SINGAPORE (BLOOMBERG) - Singapore’s property demand remains “very resilient”, supported by factors including low interest rates and a stable economy, National Development Minister Lawrence Wong said.
“Our economy is still growing, so I think demand is still healthy and our assessment is these factors will remain for some time,” Mr Wong, who’s also the second finance minister, said in a Bloomberg Television interview with Haslinda Amin.
Singapore home prices fell 3 per cent in 2016, with prices declining for the 13th straight quarter in the last three months of the year for the longest streak since data was first published in 1975.
Still, Singapore house sales last year topped 2015’s tally as a third straight year of price declines stoked pent-up demand from home buyers.
Singapore’s Government has been steadfast in its commitment to cool the housing market, maintaining real estate curbs rolled out since 2009, with some of the strictest measures implemented in 2013. The Government has repeatedly signaled it is reluctant to ease property curbs, including capping debt repayments at 60 per cent of a borrower’s income and higher stamp duties, as it wants to avoid overheating the market again.

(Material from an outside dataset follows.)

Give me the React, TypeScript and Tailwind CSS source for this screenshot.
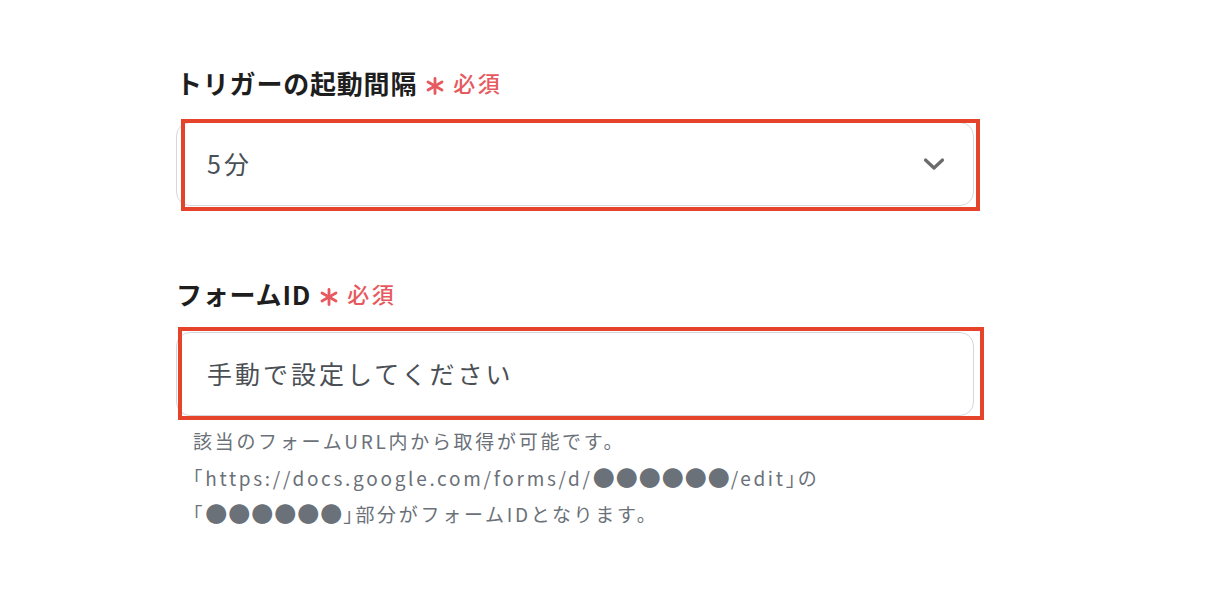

The cooling measures “have helped to achieve a soft landing in the property market,” Mr Wong said.
Asked whether there would be any moves on property curbs this year, he said: “You have to wait and see.”
Singapore’s residential property curbs are set to stay in place for at least another year amid signs the city’s housing market is stabilising, the chief executive officer of CapitaLand, South-east Asia’s biggest developer said in an interview earlier this month.
Singapore, which outlined its annual budget on Monday (Feb 20), is studying measures to boost revenue, including higher taxes, to help ease pressure on the budget as spending increases, Mr Wong said in the interview.
Mr Wong also said that he doesn’t anticipate a China-US trade war, but the risk of one is “real” and Singapore should be prepared for the eventuality and its aftermath.
“The impact would be very significant, not just for us but for countries around Asia,” he said. Trade accounts for more than three times Singapore’s gross domestic product.